International Relations
Steve Russell, Visitor programmes, has returned from a study tour of film museums and archives in Frankfurt, Karlsruhe, the Ruhr, Munich and Berlin, sponsored by Goethe-Institut Internationes. Film and Video Collection Manager, Julian Millar, will be attending SEAPAAVA this July in Bangkok.

Repatriated
Four early American films, identified by Paolo Cherchi Usai while in New Zealand at the Film and History Conference, have been preserved at the Haghefilm Laboratory, Amsterdam, courtesy of George Eastman House.
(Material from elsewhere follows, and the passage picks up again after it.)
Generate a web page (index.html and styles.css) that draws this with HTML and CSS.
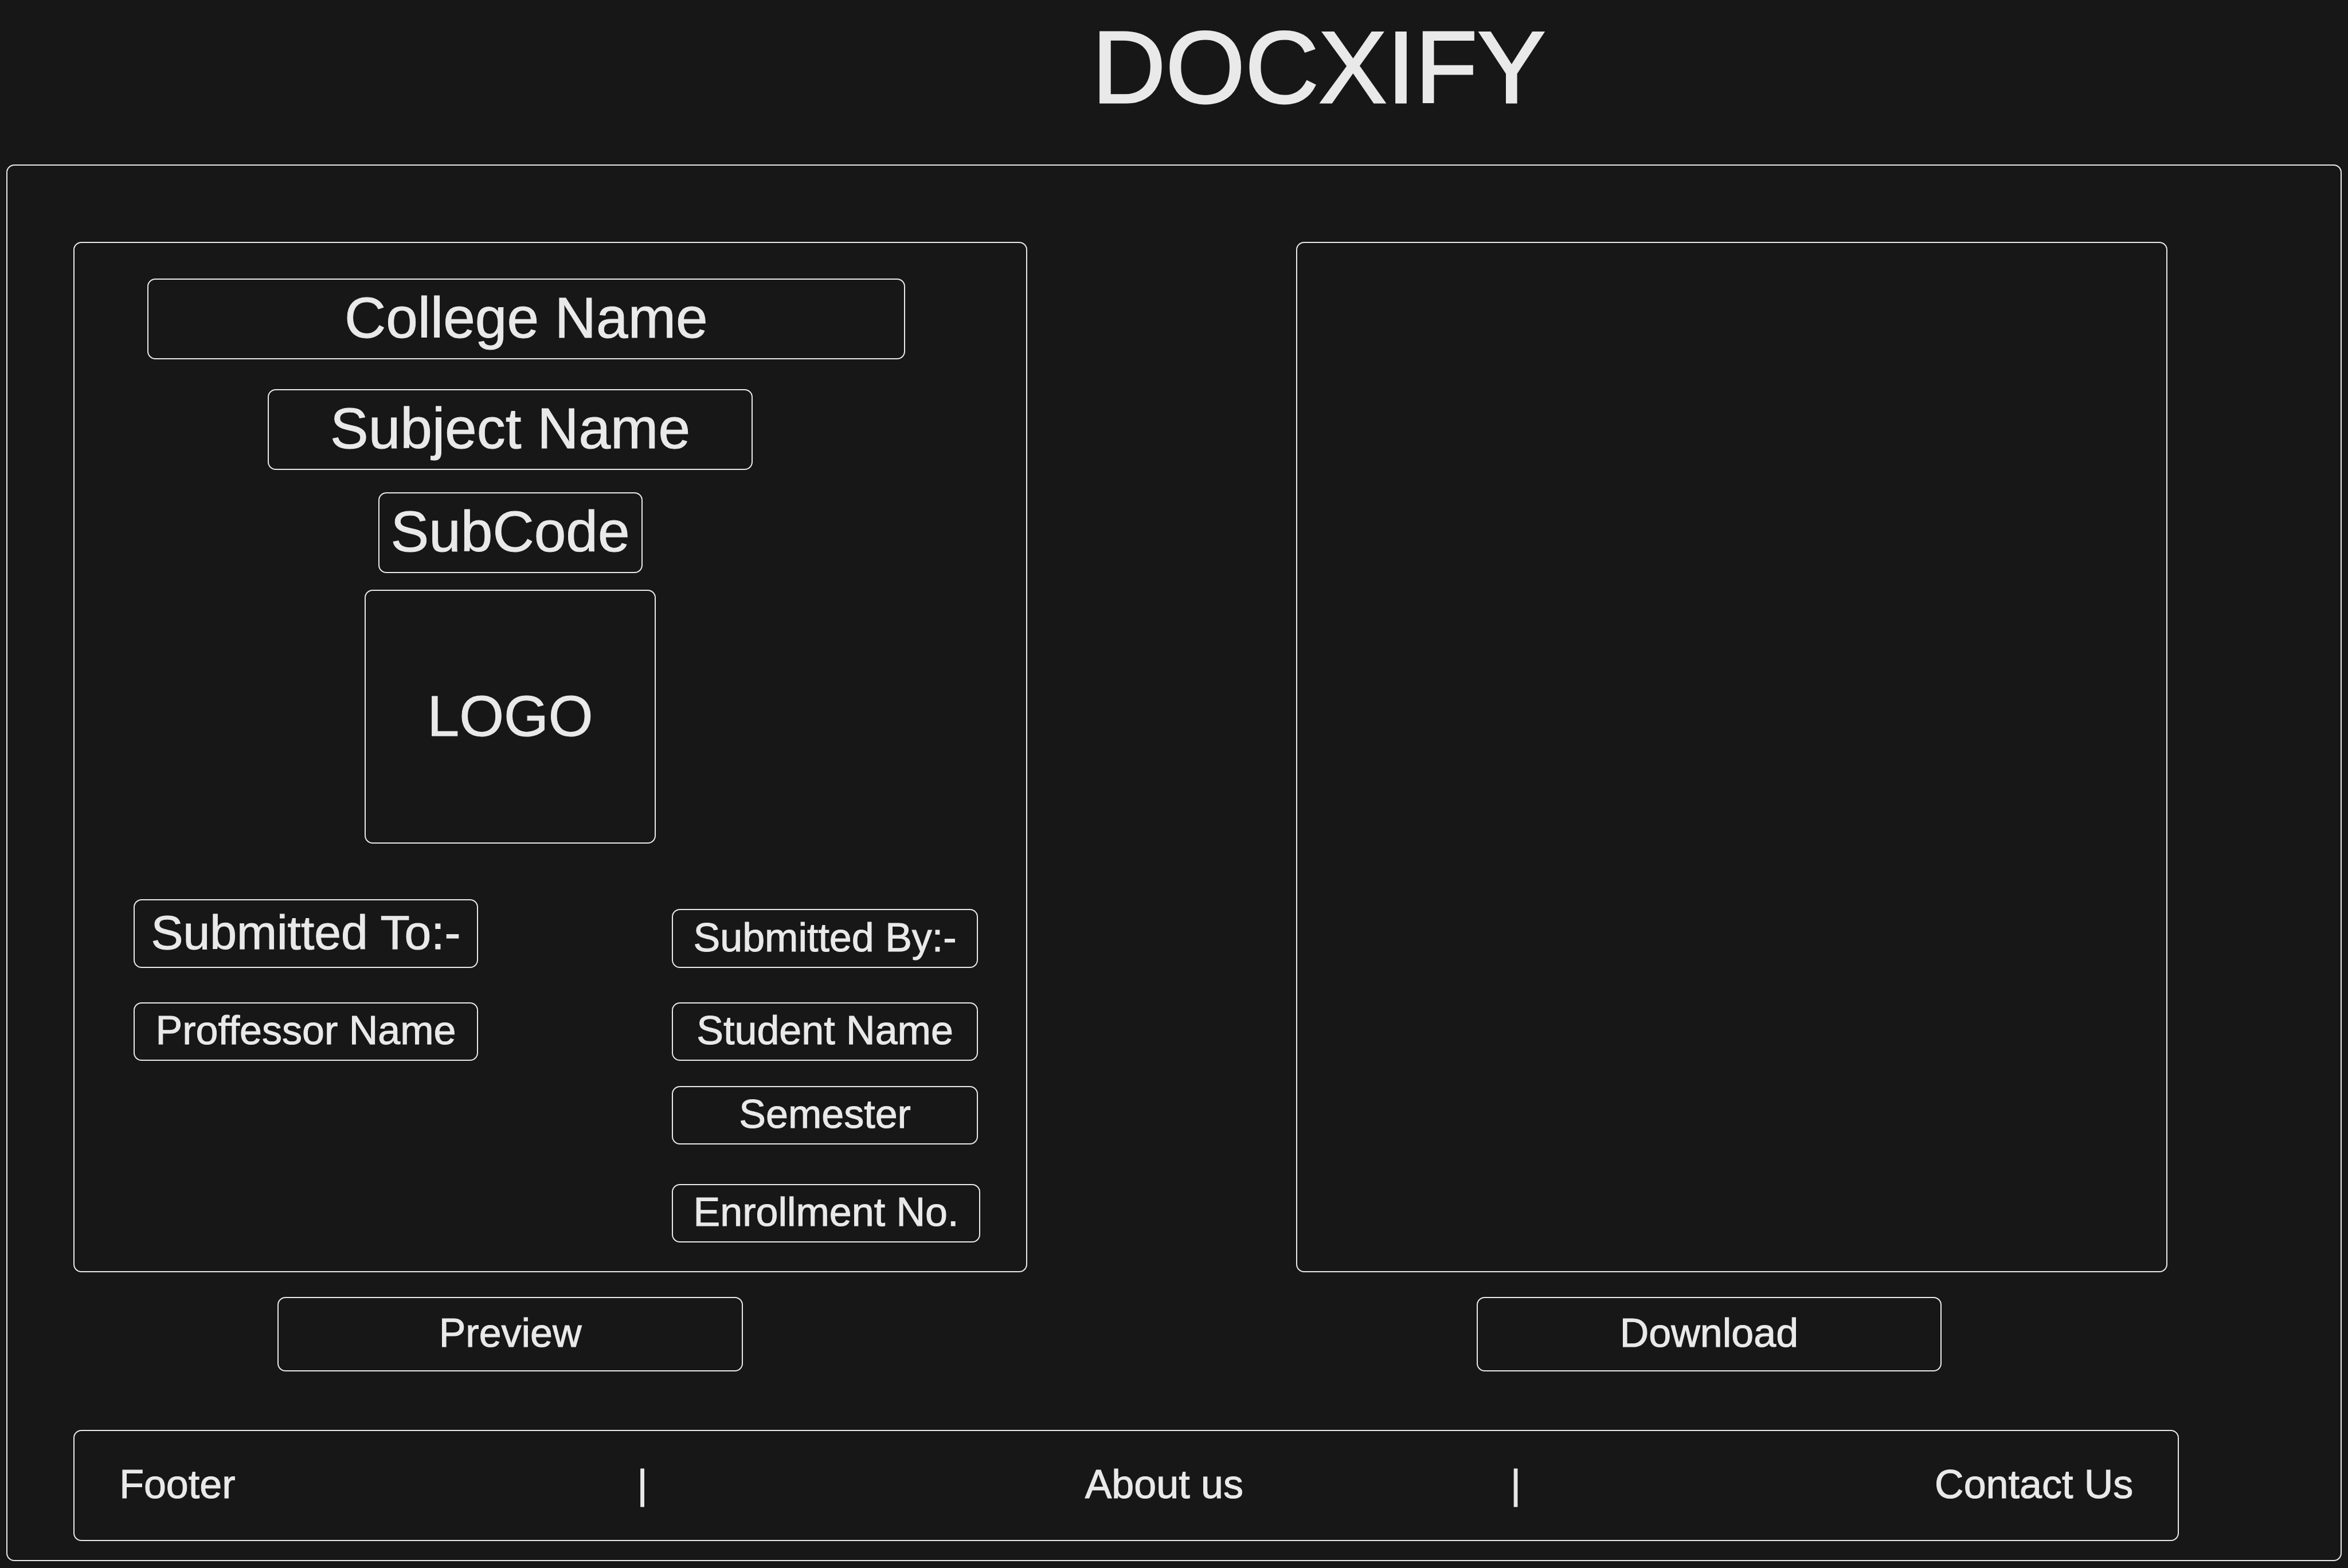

Copies have been returned to the Film Archive and George Eastman House.

Joint Venture
The Film Archive and Te Wananga o Raukawa have established a strategic partnership working together on initiatives such as website development and multimedia teaching resources.

Rescued From A Beach
Videotapes found abandoned on a South Island beach by local police have been salvaged by the Film Archive. Conservators took them apart, cleaned out the sand and salt, dried and put them back together again. The tapes, stolen out of a van belonging to Ho Chi Minh City TV and Education New Zealand Trust, have been sent back to Vietnam in good working order.

Composed
Margaret Ogilvie has completed a new score for Rudall Hayward’s first feature, My Lady of the Cave (1922) with funding from Creative New Zealand. The score premiered in Auckland during the Travelling Film Show.

Winner
Bank of New Zealand’s Film Archive sponsorship was the overall winner of the National Business Review Arts Sponsorship award last December.